Directed by: Kevin Smith
Written by: Kevin Smith
Produced by: Kevin Smith and Scott Mosier
Starring: Brian O'Halloran, Jeff Anderson, Trevor Fehrman, Rosario Dawson, Jason Mewes, Jennifer Schwalbach
Studio: The Weinstein Company

Kevin Smith has come a long way since 1994 when he provided the world with the indie hit Clerks. Within those twelve years, he's created quite a following for himself by making several other films, doing radio gigs and television appearances, writing columns in magazines and on the internet and regularly posting at his online message board. Now in his 30's, he's decided to go back to the well with Clerks II, a funny and poignant film that finds Dante (Brian O'Halloran) and Randal (Jeff Anderson) also in their 30's and still working at dead-end jobs.

After many long years of annoying customers and stolen cigarettes, the Quick Stop has burned down and everyone's favorite clerks have moved on to a new venue. The place in question is Mooby's, the fast food palace introduced in Dogma. As with the original, Clerks II takes place over the course of a single day. Dante and Randal have been working at Mooby's for about a year now and the former is still sick of the minimum-wage hell he's stuck in. However, he's found a way out in his fiancée Emma (Jennifer Schwalbach Smith), a pampered daddy's girl who intends to drag him away from Jersey the next day.

Randal, on the other hand, has grown even more bitter and cynical over the past year. He still spends his work hours not working and now he's stooped to picking on co-worker Elias (Trevor Fehrman) a young Christian who has three passions in life: The Transformers, The Lord of the Rings and Jesus. Randal sees his world falling apart when Dante leaves and he can't stand the thought of being stuck with Elias for the rest of his life. However, he chooses to go on with his day and keep these feelings to himself. At least, for as long as he can.

Another newcomer is Becky (Rosario Dawson) the manager of Mooby's who has a very close relationship with Dante. She doesn't want him to leave either and it's very interesting to watch how she deals with the situation. Of course, Clerks II wouldn't be Clerks II without everyone's favorite drug dealers, Jay and Silent Bob (Jason Mewes and Kevin Smith). This time around, they've finally been to rehab and cleaned up, but they still sell drugs to keep the money coming. In their first scene, Jay tells the story of their lifestyle change to a couple of "clients" and it's a story that practically mirrors what Jason Mewes himself went through. This is especially fitting because, as most people know, Smith made Clerks II partly because of a promise he made to Mewes some time back. (Smith's full account of Jason's battle with drugs can be read on his blog.)

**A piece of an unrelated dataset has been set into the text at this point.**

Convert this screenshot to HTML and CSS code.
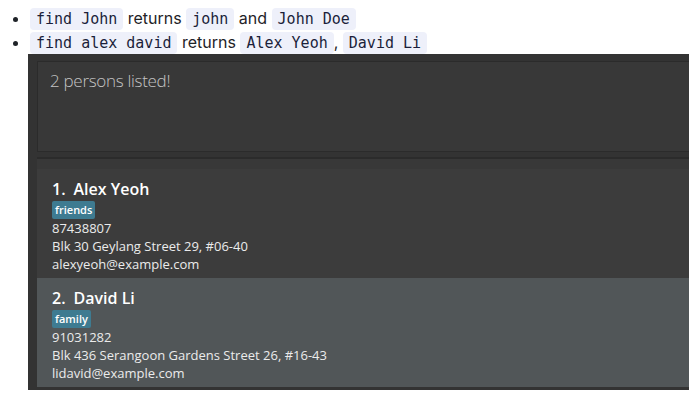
FILE: index.html
```html
<!DOCTYPE html>
<html lang="en">
<head>
<meta charset="utf-8">
<title>Find command example</title>
<link rel="stylesheet" href="styles.css">
</head>
<body>
<ul class="examples">
  <li><code>find John</code> returns <code>john</code> and <code>John Doe</code></li>
  <li><code>find alex david</code> returns <code>Alex Yeoh</code>, <code>David Li</code></li>
</ul>
<div class="shot">
  <div class="result"><span class="result-text">2 persons listed!</span></div>
  <div class="divider"></div>
  <div class="list">
    <div class="card">
      <div class="name"><span class="idx">1.</span><span>Alex Yeoh</span></div>
      <div class="tags"><span class="tag">friends</span></div>
      <div class="detail">87438807</div>
      <div class="detail">Blk 30 Geylang Street 29, #06-40</div>
      <div class="detail">alexyeoh@example.com</div>
    </div>
    <div class="card card-alt">
      <div class="name"><span class="idx">2.</span><span>David Li</span></div>
      <div class="tags"><span class="tag">family</span></div>
      <div class="detail">91031282</div>
      <div class="detail">Blk 436 Serangoon Gardens Street 26, #16-43</div>
      <div class="detail">lidavid@example.com</div>
    </div>
  </div>
</div>
</body>
</html>
```
FILE: styles.css
```css
html, body {
  margin: 0;
  padding: 0;
  background: #ffffff;
}
body {
  font-family: Inter, "Liberation Sans", sans-serif;
  font-size: 16px;
  color: #1f2328;
}
.examples {
  margin: 6px 0 0 0;
  padding-left: 30px;
  line-height: 24px;
}
.examples code {
  font-family: "DejaVu Sans Mono", monospace;
  font-size: 15px;
  line-height: 16px;
  color: #1b1f3a;
  background: #eef0fa;
  border-radius: 4px;
  padding: 2px 6px;
}
.shot {
  margin-left: 28px;
  width: 661px;
  box-sizing: border-box;
  background: #333333;
  padding: 7px 0 3px 9px;
  display: flex;
  flex-direction: column;
  overflow: hidden;
  font-family: "Open Sans", "Noto Sans", sans-serif;
}
.result {
  height: 91px;
  box-sizing: border-box;
  background: #383838;
  border: 1px solid #2b2b2b;
  border-right: none;
  padding: 7px 0 0 12px;
}
.result-text {
  font-size: 17px;
  font-weight: 300;
  letter-spacing: -0.3px;
  line-height: 24px;
  color: #c4c4c4;
}
.divider {
  margin-top: 5px;
  height: 2px;
  background: #2b2b2b;
}
.list {
  background: #383838;
  padding-top: 10px;
  display: flex;
  flex-direction: column;
}
.card {
  height: 109px;
  box-sizing: border-box;
  background: #3c3c3c;
  padding: 9px 0 0 15px;
  display: flex;
  flex-direction: column;
  align-items: flex-start;
}
.card-alt {
  background: #515658;
}
.name {
  display: flex;
  gap: 8px;
  font-size: 16px;
  font-weight: 600;
  line-height: 22px;
  color: #ffffff;
}
.tags {
  margin-top: 1px;
  display: flex;
}
.tag {
  height: 18px;
  box-sizing: border-box;
  padding: 0 3px;
  background: #3e7b91;
  color: #ffffff;
  font-size: 11px;
  font-weight: 600;
  line-height: 18px;
  border-radius: 2px;
}
.detail {
  font-size: 13px;
  line-height: 18px;
  color: #ebebeb;
}
```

Clerks II is the best and funniest comedy I've seen this year. In fact, it's also the best film of any kind that I've seen this year. Brian O'Halloran and Jeff Anderson slip perfectly back into the roles that started their careers. Anderson's performance...wow, it's a thing of beauty. It's hard to believe that someone could make you laugh hysterically in one scene and make you cry in another. If he doesn't get any awards for his work here, I'm suing. Not kidding at all. Everyone else does a fine job as well (Special mention goes to Mewes for actually going through with a certain scene...you'll know it when you see it).

This film is very much like all of Smith's other films, but also very different. His trademark dialogue -- witty, crude, and realistic -- is ever-present, most notably in the memorable Star Wars vs. Lord of the Rings scene, but this time it's clear that he's growing as a visual artist. The camera moves much more in Clerks II than in any of his other films, most notably during a heated argument behind Mooby's. In this scene, the camera constantly spins around Dante and Randal in a 360 shot, giving us the exact tension that the scene needs. A scene in which Dante and Randal retreat to a go-cart track (the aptly named "Skidmarks") is also beautifully shot (Editor's Note: Plus, you have to love the inclusion of "Raindrops Keep Fallin' on my Head" in the soundtrack).

You can't really go wrong here. Unless you're offended very easily (two words: interspecies erotica), you're sure to have a blast with Clerks II. The idea of this film had been bandied about for years and I'm glad that it finally materialized. Will this be the last film set in the Askewniverse? I really hope not. But if it is, this is a perfect way to end it. Goodbye, Horses. Jay and Silent Bob return (despite what Kevin Smith said) in Clerks II.